## CHALLENGE
Pictures in the data below are not part of the copy; transcribe everything else exactly.

## MATERIAL
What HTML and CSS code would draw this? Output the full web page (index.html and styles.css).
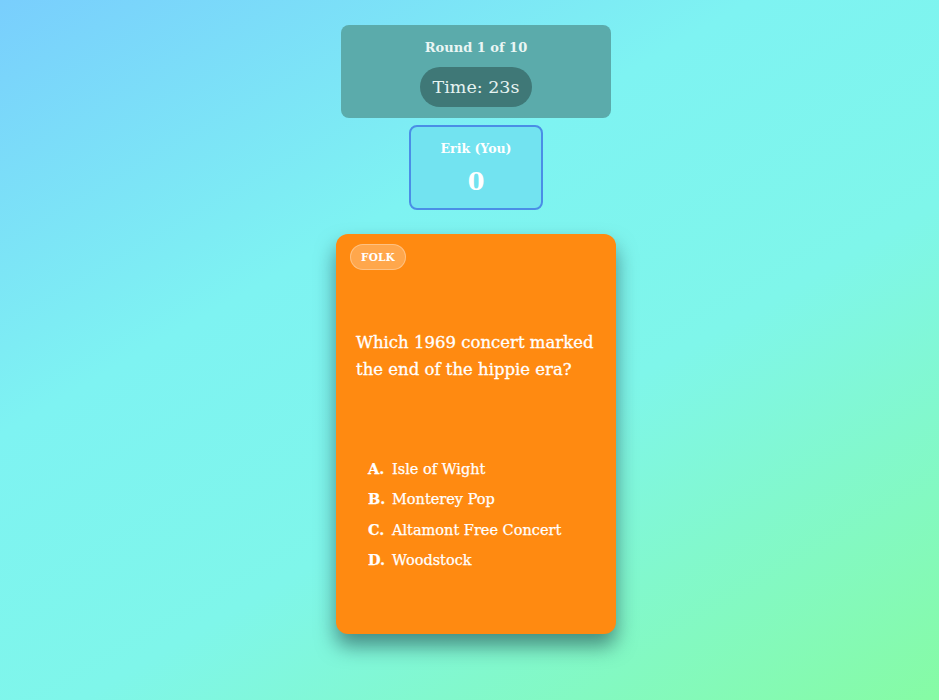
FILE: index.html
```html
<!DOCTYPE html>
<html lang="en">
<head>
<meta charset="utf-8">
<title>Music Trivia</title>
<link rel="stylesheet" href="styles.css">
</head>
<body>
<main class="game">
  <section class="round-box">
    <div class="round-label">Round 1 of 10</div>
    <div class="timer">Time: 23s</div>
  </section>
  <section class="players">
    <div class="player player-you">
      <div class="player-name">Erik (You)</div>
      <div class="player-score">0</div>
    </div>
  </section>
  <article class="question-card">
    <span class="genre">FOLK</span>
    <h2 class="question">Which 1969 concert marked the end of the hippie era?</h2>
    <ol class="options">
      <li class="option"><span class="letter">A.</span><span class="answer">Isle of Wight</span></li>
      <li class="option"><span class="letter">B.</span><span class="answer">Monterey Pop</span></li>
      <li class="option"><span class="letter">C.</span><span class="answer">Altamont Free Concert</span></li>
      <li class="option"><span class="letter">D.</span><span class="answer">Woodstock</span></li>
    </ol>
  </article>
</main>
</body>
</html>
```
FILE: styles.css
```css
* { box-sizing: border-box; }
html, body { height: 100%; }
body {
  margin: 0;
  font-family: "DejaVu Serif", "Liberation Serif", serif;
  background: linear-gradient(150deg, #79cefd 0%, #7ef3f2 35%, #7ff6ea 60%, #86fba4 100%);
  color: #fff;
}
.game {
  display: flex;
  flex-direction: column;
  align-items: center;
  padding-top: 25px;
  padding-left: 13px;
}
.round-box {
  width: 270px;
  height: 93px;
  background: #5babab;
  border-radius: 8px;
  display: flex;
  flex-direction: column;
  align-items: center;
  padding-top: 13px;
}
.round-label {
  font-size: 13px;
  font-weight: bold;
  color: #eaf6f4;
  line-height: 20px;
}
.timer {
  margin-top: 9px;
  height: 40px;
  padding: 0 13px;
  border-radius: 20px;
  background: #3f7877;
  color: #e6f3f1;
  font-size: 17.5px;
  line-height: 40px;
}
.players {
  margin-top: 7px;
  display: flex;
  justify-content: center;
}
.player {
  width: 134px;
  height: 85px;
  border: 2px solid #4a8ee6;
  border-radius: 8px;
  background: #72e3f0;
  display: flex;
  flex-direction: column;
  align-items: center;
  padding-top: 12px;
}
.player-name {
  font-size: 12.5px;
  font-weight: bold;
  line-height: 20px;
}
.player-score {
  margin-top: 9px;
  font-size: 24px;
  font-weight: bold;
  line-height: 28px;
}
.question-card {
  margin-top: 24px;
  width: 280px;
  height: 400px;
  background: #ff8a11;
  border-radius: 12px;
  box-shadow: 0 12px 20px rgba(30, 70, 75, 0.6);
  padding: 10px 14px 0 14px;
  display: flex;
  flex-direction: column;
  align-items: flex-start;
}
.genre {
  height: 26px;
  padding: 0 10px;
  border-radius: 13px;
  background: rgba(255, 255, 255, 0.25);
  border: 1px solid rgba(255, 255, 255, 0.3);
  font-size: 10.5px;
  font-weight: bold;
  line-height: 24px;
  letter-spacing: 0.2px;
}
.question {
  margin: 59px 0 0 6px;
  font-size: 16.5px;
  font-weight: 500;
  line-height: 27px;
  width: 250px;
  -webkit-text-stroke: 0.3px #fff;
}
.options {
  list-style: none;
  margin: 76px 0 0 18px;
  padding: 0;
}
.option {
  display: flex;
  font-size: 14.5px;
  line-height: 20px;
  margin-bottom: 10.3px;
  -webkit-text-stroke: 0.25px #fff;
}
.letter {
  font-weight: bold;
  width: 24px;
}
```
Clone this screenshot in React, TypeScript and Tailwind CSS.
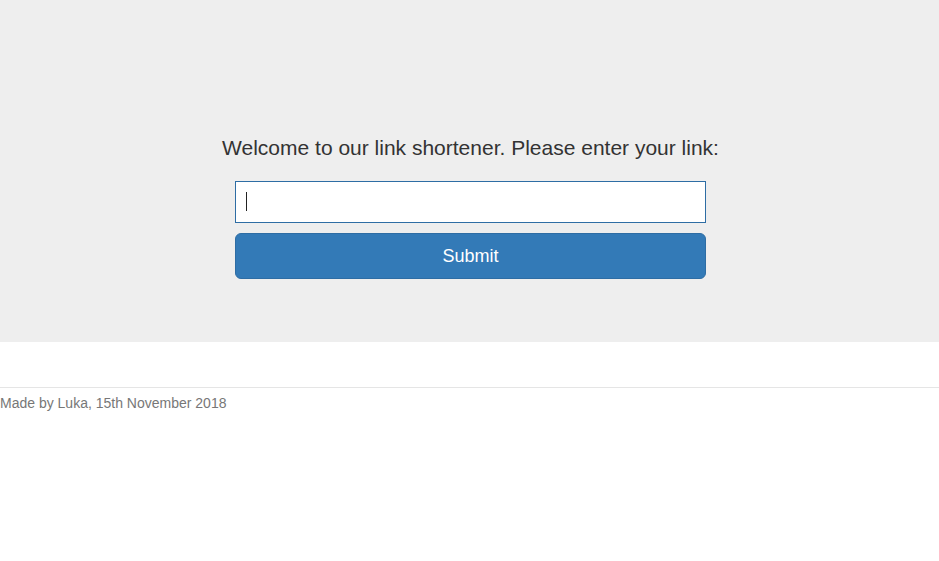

## SOLUTION
What HTML and CSS code would draw this? Output the full web page (index.html and styles.css).
FILE: index.html
```html
<!DOCTYPE html>
<html lang="en">
<head>
<meta charset="utf-8">
<title>Music Trivia</title>
<link rel="stylesheet" href="styles.css">
</head>
<body>
<main class="game">
  <section class="round-box">
    <div class="round-label">Round 1 of 10</div>
    <div class="timer">Time: 23s</div>
  </section>
  <section class="players">
    <div class="player player-you">
      <div class="player-name">Erik (You)</div>
      <div class="player-score">0</div>
    </div>
  </section>
  <article class="question-card">
    <span class="genre">FOLK</span>
    <h2 class="question">Which 1969 concert marked the end of the hippie era?</h2>
    <ol class="options">
      <li class="option"><span class="letter">A.</span><span class="answer">Isle of Wight</span></li>
      <li class="option"><span class="letter">B.</span><span class="answer">Monterey Pop</span></li>
      <li class="option"><span class="letter">C.</span><span class="answer">Altamont Free Concert</span></li>
      <li class="option"><span class="letter">D.</span><span class="answer">Woodstock</span></li>
    </ol>
  </article>
</main>
</body>
</html>
```
FILE: styles.css
```css
* { box-sizing: border-box; }
html, body { height: 100%; }
body {
  margin: 0;
  font-family: "DejaVu Serif", "Liberation Serif", serif;
  background: linear-gradient(150deg, #79cefd 0%, #7ef3f2 35%, #7ff6ea 60%, #86fba4 100%);
  color: #fff;
}
.game {
  display: flex;
  flex-direction: column;
  align-items: center;
  padding-top: 25px;
  padding-left: 13px;
}
.round-box {
  width: 270px;
  height: 93px;
  background: #5babab;
  border-radius: 8px;
  display: flex;
  flex-direction: column;
  align-items: center;
  padding-top: 13px;
}
.round-label {
  font-size: 13px;
  font-weight: bold;
  color: #eaf6f4;
  line-height: 20px;
}
.timer {
  margin-top: 9px;
  height: 40px;
  padding: 0 13px;
  border-radius: 20px;
  background: #3f7877;
  color: #e6f3f1;
  font-size: 17.5px;
  line-height: 40px;
}
.players {
  margin-top: 7px;
  display: flex;
  justify-content: center;
}
.player {
  width: 134px;
  height: 85px;
  border: 2px solid #4a8ee6;
  border-radius: 8px;
  background: #72e3f0;
  display: flex;
  flex-direction: column;
  align-items: center;
  padding-top: 12px;
}
.player-name {
  font-size: 12.5px;
  font-weight: bold;
  line-height: 20px;
}
.player-score {
  margin-top: 9px;
  font-size: 24px;
  font-weight: bold;
  line-height: 28px;
}
.question-card {
  margin-top: 24px;
  width: 280px;
  height: 400px;
  background: #ff8a11;
  border-radius: 12px;
  box-shadow: 0 12px 20px rgba(30, 70, 75, 0.6);
  padding: 10px 14px 0 14px;
  display: flex;
  flex-direction: column;
  align-items: flex-start;
}
.genre {
  height: 26px;
  padding: 0 10px;
  border-radius: 13px;
  background: rgba(255, 255, 255, 0.25);
  border: 1px solid rgba(255, 255, 255, 0.3);
  font-size: 10.5px;
  font-weight: bold;
  line-height: 24px;
  letter-spacing: 0.2px;
}
.question {
  margin: 59px 0 0 6px;
  font-size: 16.5px;
  font-weight: 500;
  line-height: 27px;
  width: 250px;
  -webkit-text-stroke: 0.3px #fff;
}
.options {
  list-style: none;
  margin: 76px 0 0 18px;
  padding: 0;
}
.option {
  display: flex;
  font-size: 14.5px;
  line-height: 20px;
  margin-bottom: 10.3px;
  -webkit-text-stroke: 0.25px #fff;
}
.letter {
  font-weight: bold;
  width: 24px;
}
```
Clone this screenshot in React, TypeScript and Tailwind CSS.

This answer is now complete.